The Administration''s proposal would amend the Energy Employees Occupational Illness Compensation Program Act of 2000, which was enacted in October 2000 with strong bipartisan support as part of the National Defense Authorization Act.
The Act provides for compensation of DOE workers, or their survivors, who have occupational illnesses from exposure to the hazards associated with building the nation''s nuclear defense.
Richardson and Department of Labor (DOL) Secretary Alexis Herman jointly transmitted the proposed amendments to Congress yesterday.
DOL has primary responsibility for administering the compensation and medical benefits program, including determining eligibility requirements and adjudicating claims.
Under the proposed amendments, a covered worker will be provided a choice of compensation remedies.
The worker may elect to receive a lump sum payment of $150,000, as provided in the current law, or compensation for lost wages provided by the new legislation.
Compensation for lost wages is the traditional remedy for workers'' compensation under Federal and State compensation programs.
Both the new legislation and current law provide for payment of medical expenses.
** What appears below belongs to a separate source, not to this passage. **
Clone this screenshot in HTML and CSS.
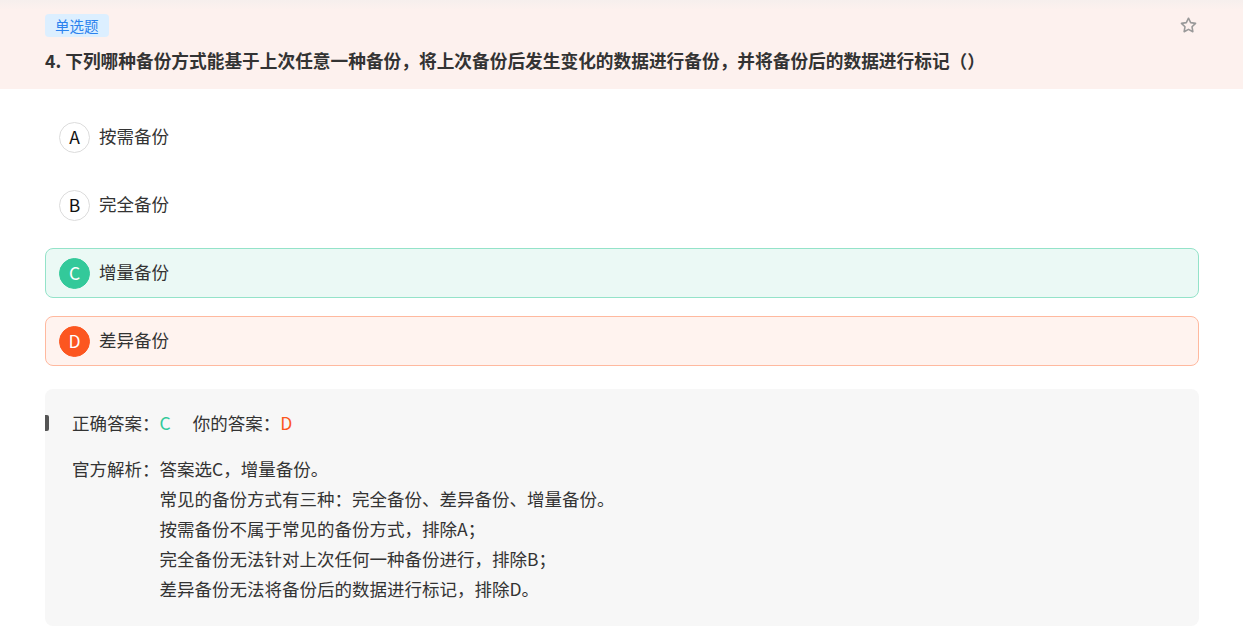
FILE: index.html
```html
<!DOCTYPE html>
<html lang="zh-CN">
<head>
<meta charset="utf-8">
<title>单选题</title>
<link rel="stylesheet" href="styles.css">
</head>
<body>
<header class="q-head">
  <div class="q-top">
    <span class="q-tag">单选题</span>
    <svg class="q-star" width="19" height="19" viewBox="0 0 24 24" fill="none" stroke="#999" stroke-width="2" stroke-linejoin="round">
      <path d="M12 2.8l2.75 5.6 6.15.9-4.450 4.35 1.05 6.15L12 16.9l-5.5 2.9 1.05-6.15L3.1 9.3l6.15-.9z"/>
    </svg>
  </div>
  <h1 class="q-title">4. 下列哪种备份方式能基于上次任意一种备份，将上次备份后发生变化的数据进行备份，并将备份后的数据进行标记（）</h1>
</header>
<main class="q-body">
  <ul class="opts">
    <li class="opt"><span class="opt-key">A</span><span class="opt-text">按需备份</span></li>
    <li class="opt"><span class="opt-key">B</span><span class="opt-text">完全备份</span></li>
    <li class="opt opt-right"><span class="opt-key">C</span><span class="opt-text">增量备份</span></li>
    <li class="opt opt-wrong"><span class="opt-key">D</span><span class="opt-text">差异备份</span></li>
  </ul>
  <section class="ana">
    <span class="ana-mark"></span>
    <div class="ana-answers">
      <span>正确答案：<em class="ok">C</em></span>
      <span>你的答案：<em class="bad">D</em></span>
    </div>
    <div class="ana-detail">
      <span class="ana-label">官方解析：</span>
      <div class="ana-lines">
        <p>答案选C，增量备份。</p>
        <p>常见的备份方式有三种：完全备份、差异备份、增量备份。</p>
        <p>按需备份不属于常见的备份方式，排除A；</p>
        <p>完全备份无法针对上次任何一种备份进行，排除B；</p>
        <p>差异备份无法将备份后的数据进行标记，排除D。</p>
      </div>
    </div>
  </section>
</main>
</body>
</html>
```
FILE: styles.css
```css
* { box-sizing: border-box; }
html, body { margin: 0; padding: 0; background: #fff; }
body {
  font-family: "Noto Sans CJK SC", "Noto Sans", sans-serif;
  color: #333;
  font-size: 17.5px;
}
.q-head {
  height: 89px;
  padding: 14px 44px 0 45px;
  background: linear-gradient(#f6efed 0px, #fdf1ee 10px, #fdf1ee 100%);
}
.q-top {
  display: flex;
  align-items: center;
  justify-content: space-between;
  height: 23px;
}
.q-tag {
  display: inline-flex;
  align-items: center;
  height: 23px;
  padding: 0 10px;
  background: #dcefff;
  color: #2b82ee;
  font-size: 14.5px;
  border-radius: 4px;
}
.q-star { margin-right: 1px; }
.q-title {
  margin: 11px 0 0;
  font-size: 17.7px;
  line-height: 24px;
  font-weight: 700;
  color: #333;
  white-space: nowrap;
}
.q-body { padding: 23px 44px 20px 45px; }
.opts {
  list-style: none;
  margin: 0;
  padding: 0;
  display: flex;
  flex-direction: column;
  gap: 18px;
}
.opt {
  display: flex;
  align-items: center;
  height: 50px;
  padding-left: 13px;
  border: 1px solid transparent;
  border-radius: 8px;
}
.opt-key {
  width: 31px;
  height: 31px;
  border-radius: 50%;
  border: 1px solid #dcdcdc;
  display: flex;
  align-items: center;
  justify-content: center;
  font-size: 17.5px;
  padding-bottom: 1px;
  color: #111;
  background: #fff;
  flex: none;
}
.opt-text { margin-left: 9px; color: #333; padding-bottom: 3px; }
.opt-right { background: #ebf9f5; border-color: #94e3c9; }
.opt-right .opt-key { background: #33c99a; border-color: #33c99a; color: #fff; }
.opt-wrong { background: #fff3ef; border-color: #ffb99f; }
.opt-wrong .opt-key { background: #fc5620; border-color: #fc5620; color: #fff; }
.ana {
  position: relative;
  margin-top: 23px;
  background: #f7f7f7;
  border-radius: 8px;
  padding: 19px 27px 22px;
  line-height: 30px;
}
.ana-mark {
  position: absolute;
  left: 0;
  top: 26px;
  width: 4px;
  height: 16px;
  background: #555;
  border-radius: 0 2px 2px 0;
}
.ana-answers { display: flex; gap: 22px; }
.ana-answers em { font-style: normal; }
.ok { color: #33c99a; }
.bad { color: #fc5620; }
.ana-detail { display: flex; margin-top: 16px; }
.ana-label { flex: none; }
.ana-lines p { margin: 0; }
```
The legislation also includes clarifying agency responsibilities for various activities and providing appropriate review of eligibility and other determination made in implementing the program.
The reviews include an appeals process for workers who may disagree with findings on their claims.
The Department of Health and Human Services will develop guidelines for DOL to determine whether a cancer is likely to be related to a workers'' occupational exposure to radiation, to establish methods to estimate worker exposure to radiation and develop estimates for those who have applied for compensation.
Richardson also made public an initial list of facilities that will be covered under the legislation, including beryllium vendors, DOE sites that used radioactive materials and facilities where atomic weapons workers may have been employed.
Some of these facilities are no longer operating. The list names 317 sites in 37 states, Puerto Rico, the District of Columbia and the Marshall Islands.
Also in Washington D.C., yesterday, DOE''s new Environment, Safety and Health Worker Advocacy Committee held its first meeting.
The committee chair is Emily Spieler, professor at West Virginia University College of Law.
The 14-member committee''s work includes providing advice on worker compensation policy issues and reviewing the department''s worker advocacy program initiatives.